Why Java Doesn’t Allow Numeric Conditionals Like C

cjavatype-systems

I have these two little programs:

C

#include <stdio.h>
int main()
{
    if (5) {
        printf("true\n");
    }
    else {
        printf("false\n");
    }

    return 0;
}

Java

class type_system {
   public static void main(String args[]) {
       if (5) {
           System.out.println("true");
       }
       else {
           System.out.println("false");
       }
   }
}

which reports the error message:

type_system.java:4: error: incompatible types: int cannot be converted to boolean
       if (5) {
           ^
1 error

My understanding

So far, I understood this example as a demonstration of the different type systems. C is more weakly typed and allows conversion from int to boolean without errors. Java is more strongly typed and fails, because no implicit conversation is allowed.

Therefore, my question: Where did I misunderstand things?

What I'm not looking for

My question is not related to bad coding style. I know it's bad, but I'm interested in why C does allow it and Java not. Therefore, I'm interested in the language's type system, specifically its strongness.

Best Answer

1. C and Java are different languages

The fact that they behave differently should not be terribly surprising.

2. C is not doing any conversion from int to bool

How could it? C didn't even have a true bool type to convert to until 1999. C was created in the early 1970s, and if was part of it before it was even C, back when it was just a series of modifications to B1.

if wasn't simply a NOP in C for nearly 30 years. It directly acted on numeric values. The verbiage in the C standard (PDF link), even over a decade after the introduction of bools to C, still specifies the behavior of if (p 148) and ?: (p 100) using the terms "unequal to 0" and "equal to 0" rather than the Boolean terms "true" or "false" or something similar.

Conveniently, ...

3. ...numbers just happen to be what the processor's instructions operate on.

JZ and JNZ are your basic x86 assembly instructions for conditional branching.
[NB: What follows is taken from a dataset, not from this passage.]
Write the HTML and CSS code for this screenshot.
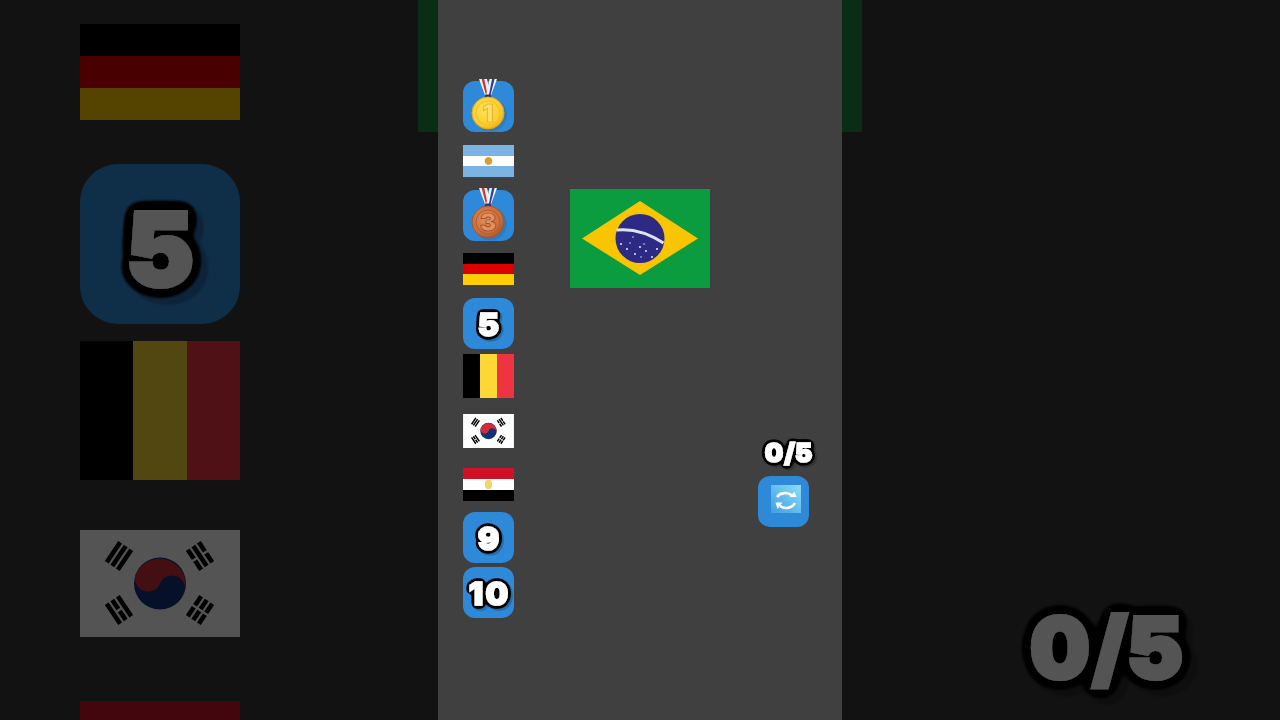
FILE: index.html
```html
<!DOCTYPE html>
<html lang="en">
<head>
<meta charset="utf-8">
<title>Flag quiz</title>
<link rel="stylesheet" href="styles.css">
</head>
<body>
<svg class="defs" aria-hidden="true">
  <defs>
    <filter id="outline-s" x="-40%" y="-40%" width="180%" height="180%">
      <feGaussianBlur in="SourceAlpha" stdDeviation="2.1" result="b"/>
      <feComponentTransfer in="b" result="t"><feFuncA type="linear" slope="14" intercept="-0.6"/></feComponentTransfer>
      <feFlood flood-color="#000"/>
      <feComposite in2="t" operator="in" result="o"/>
      <feOffset in="t" dx="2" dy="2" result="m"/>
      <feFlood flood-color="#000" flood-opacity=".2"/>
      <feComposite in2="m" operator="in" result="s"/>
      <feMerge><feMergeNode in="s"/><feMergeNode in="o"/><feMergeNode in="SourceGraphic"/></feMerge>
    </filter>
    <filter id="outline-l" x="-40%" y="-40%" width="180%" height="180%">
      <feGaussianBlur in="SourceAlpha" stdDeviation="7" result="b"/>
      <feComponentTransfer in="b" result="t"><feFuncA type="linear" slope="14" intercept="-0.6"/></feComponentTransfer>
      <feFlood flood-color="#000"/>
      <feComposite in2="t" operator="in" result="o"/>
      <feOffset in="t" dx="7" dy="7" result="m"/>
      <feFlood flood-color="#000" flood-opacity=".2"/>
      <feComposite in2="m" operator="in" result="s"/>
      <feMerge><feMergeNode in="s"/><feMergeNode in="o"/><feMergeNode in="SourceGraphic"/></feMerge>
    </filter>
    <radialGradient id="gold" cx="42%" cy="40%" r="65%">
      <stop offset="0" stop-color="#ffe45c"/><stop offset=".75" stop-color="#fbcd28"/><stop offset="1" stop-color="#eaa818"/>
    </radialGradient>
    <radialGradient id="bronze" cx="42%" cy="40%" r="65%">
      <stop offset="0" stop-color="#e38f58"/><stop offset=".75" stop-color="#c96a3a"/><stop offset="1" stop-color="#a04e26"/>
    </radialGradient>
    <linearGradient id="sky" x1="0" y1="1" x2="1" y2="0">
      <stop offset="0" stop-color="#3e9fe2"/><stop offset="1" stop-color="#8adcf8"/>
    </linearGradient>
    <symbol id="kr" viewBox="0 0 160 107">
      <rect width="160" height="107" fill="#fff"/>
      <circle cx="80" cy="53.5" r="26" fill="#12307a"/>
      <path d="M55.6 44.6A26 26 0 0 1 104.4 62.4A13 13 0 0 0 80 53.5A13 13 0 0 1 55.6 44.6Z" fill="#cd2e3a"/>
      <g stroke="#000" stroke-width="4.6" fill="none">
        <g transform="translate(39 26) rotate(-56)"><path d="M-12-6.7H12M-12 0H12M-12 6.7H12"/></g>
        <g transform="translate(120 26) rotate(56)"><path d="M-12-6.7H-1.2M1.2-6.7H12M-12 0H12M-12 6.7H-1.2M1.2 6.7H12"/></g>
        <g transform="translate(39 80) rotate(56)"><path d="M-12-6.7H12M-12 0H-1.2M1.2 0H12M-12 6.7H12"/></g>
        <g transform="translate(120 80) rotate(-56)"><path d="M-12-6.7H-1.2M1.2-6.7H12M-12 0H-1.2M1.2 0H12M-12 6.7H-1.2M1.2 6.7H12"/></g>
      </g>
    </symbol>
    <g id="ribbon">
      <path d="M16-2H24L28 17H23Z" fill="#f2f2f5"/>
      <path d="M18.6-2H21.2L25 16H23.5Z" fill="#cf2f2f"/>
      <path d="M34-2H26.5L22.5 17H27Z" fill="#f2f2f5"/>
      <path d="M31.6-2H29L25.5 16H27Z" fill="#2c3f94"/>
      <rect x="22" y="13.5" width="6" height="3.5" rx="1" fill="#27356f"/>
    </g>
  </defs>
</svg>

<main class="stage">
  <aside class="backdrop">
    <div class="flag flag-de big big-de"></div>
    <div class="badge badge-big"><span class="num num-big">5</span></div>
    <div class="flag flag-be big big-be"></div>
    <svg class="big-kr"><use href="#kr"/></svg>
    <div class="flag flag-eg big big-eg"></div>
  </aside>

  <section class="center">
    <div class="panel">
      <ol class="answers">
        <li class="slot">
          <svg class="medal" viewBox="0 -2 51 53">
            <rect y="0" width="51" height="51" rx="12" fill="#2e8ad8"/>
            <circle cx="27.5" cy="34" r="16.5" fill="#2a7cc4"/>
            <use href="#ribbon"/>
            <circle cx="25" cy="32" r="16" fill="url(#gold)" stroke="#e8a816" stroke-width="1"/>
            <circle cx="25" cy="32" r="12" fill="none" stroke="#f0b820" stroke-width=".8"/>
            <text x="25" y="41" class="medal-text gold-text">1</text>
          </svg>
        </li>
        <li class="slot"><div class="flag flag-ar"></div></li>
        <li class="slot">
          <svg class="medal" viewBox="0 -2 51 53">
            <rect y="0" width="51" height="51" rx="12" fill="#2e8ad8"/>
            <circle cx="27.5" cy="34" r="16.5" fill="#2a7cc4"/>
            <use href="#ribbon"/>
            <circle cx="25" cy="32" r="16" fill="url(#bronze)" stroke="#a9552b" stroke-width="1"/>
            <circle cx="25" cy="32" r="12" fill="none" stroke="#a9552b" stroke-width=".8"/>
            <text x="25" y="41" class="medal-text bronze-text">3</text>
          </svg>
        </li>
        <li class="slot"><div class="flag flag-de"></div></li>
        <li class="slot"><div class="badge"><span class="num">5</span></div></li>
        <li class="slot"><div class="flag flag-be"></div></li>
        <li class="slot"><svg class="flag-kr"><use href="#kr"/></svg></li>
        <li class="slot"><div class="flag flag-eg"></div></li>
        <li class="slot"><div class="badge"><span class="num">9</span></div></li>
        <li class="slot"><div class="badge"><span class="num num-wide">10</span></div></li>
      </ol>

      <svg class="brazil" viewBox="0 0 140 99">
        <rect width="140" height="99" fill="#0b9c40"/>
        <path d="M12 49.5 70 12 128 49.5 70 86Z" fill="#f8c500"/>
        <circle cx="70" cy="49.5" r="24.5" fill="#2c2a84"/>
        <path d="M46.5 41Q70 38.5 93.5 54" stroke="#dfe3ee" stroke-width="3" fill="none"/>
        <g fill="#fff">
          <circle cx="51" cy="55" r=".9"/><circle cx="57" cy="60" r=".9"/><circle cx="60" cy="54" r=".7"/>
          <circle cx="65" cy="65" r=".9"/><circle cx="70" cy="58" r=".9"/><circle cx="74" cy="55" r=".7"/>
          <circle cx="76" cy="62" r=".9"/><circle cx="82" cy="68" r=".9"/><circle cx="87" cy="60" r=".9"/>
          <circle cx="71" cy="68" r=".7"/><circle cx="63" cy="48" r=".7"/>
        </g>
      </svg>

      <div class="side">
        <span class="num num-count">0 /5</span>
        <svg class="reset" viewBox="0 0 51 51">
          <rect width="51" height="51" rx="12" fill="#2e8ad8"/>
          <rect x="13" y="9" width="30" height="28" fill="url(#sky)"/>
          <g fill="none" stroke="#fff" stroke-width="2.6">
            <path d="M19 21A9.5 8 0 0 1 34 19.5"/>
            <path d="M37 27A9.5 8 0 0 1 22 30"/>
          </g>
          <path d="M31.5 21H38.5L36.5 15.5Z M24.5 26.5H17.5L19.5 33Z" fill="#fff"/>
        </svg>
      </div>
    </div>
  </section>

  <aside class="score">
    <span class="num num-score">0 /5</span>
  </aside>
</main>
</body>
</html>
```

FILE: styles.css
```css
* { box-sizing: border-box; }

html, body {
  margin: 0;
  height: 720px;
  overflow: hidden;
  background: #121212;
}

.defs {
  display: block;
  width: 0;
  height: 0;
}

.stage {
  display: grid;
  grid-template-columns: 418px 444px 418px;
  height: 720px;
  overflow: hidden;
  font-family: "Inter", "DejaVu Sans", sans-serif;
}

/* centre */
.center {
  background: linear-gradient(#0a2d16, #0a2d16) top / 100% 132px no-repeat;
  padding: 0 20px;
  height: 720px;
}

.panel {
  display: flex;
  align-items: flex-start;
  background: #404040;
  height: 720px;
  padding-left: 25px;
}

.answers {
  list-style: none;
  margin: 0;
  padding: 79px 0 0;
  width: 51px;
  flex: none;
  display: flex;
  flex-direction: column;
}

.slot { display: block; }
.slot:nth-child(2) { margin-top: 13px; }
.slot:nth-child(3) { margin-top: 11px; }
.slot:nth-child(4) { margin-top: 12px; }
.slot:nth-child(5) { margin-top: 13px; }
.slot:nth-child(6) { margin-top: 5px; }
.slot:nth-child(7) { margin-top: 16px; }
.slot:nth-child(8) { margin-top: 20px; }
.slot:nth-child(9) { margin-top: 11px; }
.slot:nth-child(10) { margin-top: 4px; }

.medal { display: block; width: 51px; height: 53px; overflow: visible; }
.medal-text {
  font: 900 25px "Inter", sans-serif;
  text-anchor: middle;
  stroke-width: .7px;
}
.gold-text { fill: #fde06a; stroke: #e0a418; }
.bronze-text { fill: #e39062; stroke: #97491f; }

.flag { width: 51px; }
.flag-ar {
  height: 32px;
  background:
    radial-gradient(circle at 50% 50%, #d9a035 0 3.5px, transparent 4.2px),
    linear-gradient(#7bb3e4 33.33%, #fff 0 66.67%, #7bb3e4 0);
}
.flag-de {
  height: 32px;
  background: linear-gradient(#000 33.33%, #dd0000 0 66.67%, #ffce00 0);
}
.flag-be {
  height: 44px;
  background: linear-gradient(90deg, #000 33.33%, #fdd835 0 66.67%, #ef3340 0);
}
.flag-eg {
  height: 33px;
  background:
    radial-gradient(ellipse 4px 5px at 50% 50%, #f2d66b 0 90%, transparent 100%),
    linear-gradient(#ce1126 33.33%, #fff 0 66.67%, #000 0);
}
.flag-kr { display: block; width: 51px; height: 34px; }

.badge {
  display: flex;
  align-items: center;
  justify-content: center;
  width: 51px;
  height: 51px;
  padding-top: 3px;
  border-radius: 12px;
  background: #2e8ad8;
}

.num {
  color: #fff;
  font-weight: 900;
  line-height: 1;
  font-size: 32px;
  -webkit-text-stroke: 1.5px #fff;
  filter: url(#outline-s);
}
.num-wide { letter-spacing: 2.5px; margin-right: -2.5px; }

.brazil {
  display: block;
  flex: none;
  width: 140px;
  height: 99px;
  margin: 189px 0 0 56px;
}

.side {
  display: flex;
  flex-direction: column;
  align-items: center;
  margin: 440px 0 0 48px;
  width: 51px;
  flex: none;
}
.num-count {
  font-size: 26px;
  white-space: nowrap;
  word-spacing: -4px;
  margin: 0 -10px 0 0;
  height: 36px;
}
.reset { display: block; width: 51px; height: 51px; flex: none; }

/* dimmed copies on the sides */
.backdrop {
  display: flex;
  flex-direction: column;
  align-items: flex-start;
  padding: 24px 0 0 80px;
  height: 720px;
  overflow: hidden;
  filter: brightness(.33);
}

.flag.big { width: 160px; flex: none; }
.big-de.flag { height: 96px; }
.big-be.flag { height: 139px; margin-top: 17px; }
.big-kr { display: block; width: 160px; height: 107px; flex: none; margin-top: 50px; }
.big-eg.flag {
  height: 100px;
  margin-top: 64px;
  background: linear-gradient(#ce1126 33.33%, #fff 0 66.67%, #000 0);
}

.badge.badge-big {
  width: 160px;
  height: 160px;
  padding-top: 10px;
  border-radius: 38px;
  margin-top: 44px;
  flex: none;
}

.num.num-big {
  font-size: 102px;
  -webkit-text-stroke: 4px #fff;
  filter: url(#outline-l);
}

.score {
  filter: brightness(.33);
  padding: 606px 0 0 168px;
  height: 720px;
  overflow: hidden;
}
.num.num-score {
  display: inline-block;
  font-size: 84px;
  white-space: nowrap;
  word-spacing: -14px;
  -webkit-text-stroke: 4px #fff;
  filter: url(#outline-l);
}
```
The abbreviations are "Jump if Zero" and "Jump if Not Zero". The equivalents for the PDP-11, where C originated, are BEQ ("Branch if EQual") and BNE ("Branch if Not Equal").
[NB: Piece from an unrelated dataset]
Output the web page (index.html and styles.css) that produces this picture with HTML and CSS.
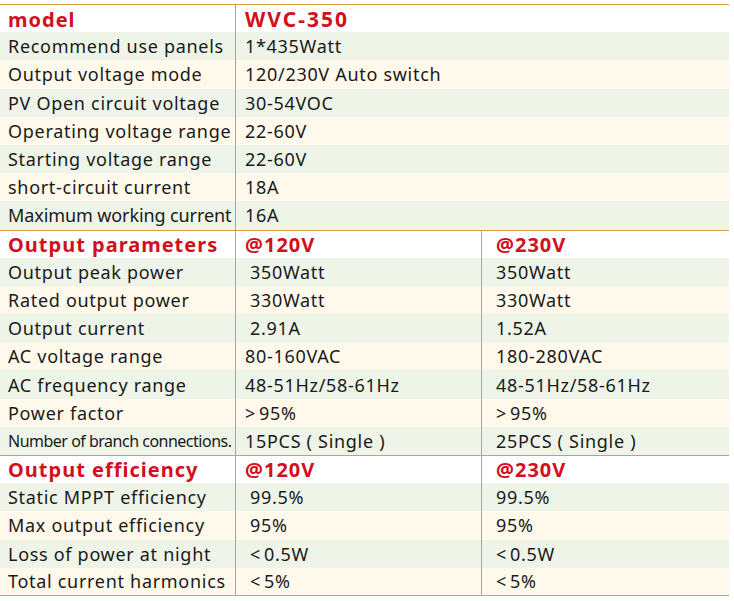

These instructions check if the previous operation resulted in a zero or not and jump (or not) accordingly.

4. Java has a much higher emphasis on safety than C ever did2

And, with safety in mind, they decided that restricting if to booleans was worth the cost (both of implementing such a restriction and the resulting opportunity costs).


1. B doesn't even have types at all. Assembly languages generally don't, either. Yet B and assembly languages manage to handle branching just fine.

2. In the words of Dennis Ritchie when describing the planned modifications to B that became C (emphasis mine):

...it seemed that a typing scheme was necessary to cope with characters and byte addressing, and to prepare for the coming floating-point hardware. Other issues, particularly type safety and interface checking, did not seem as important then as they became later.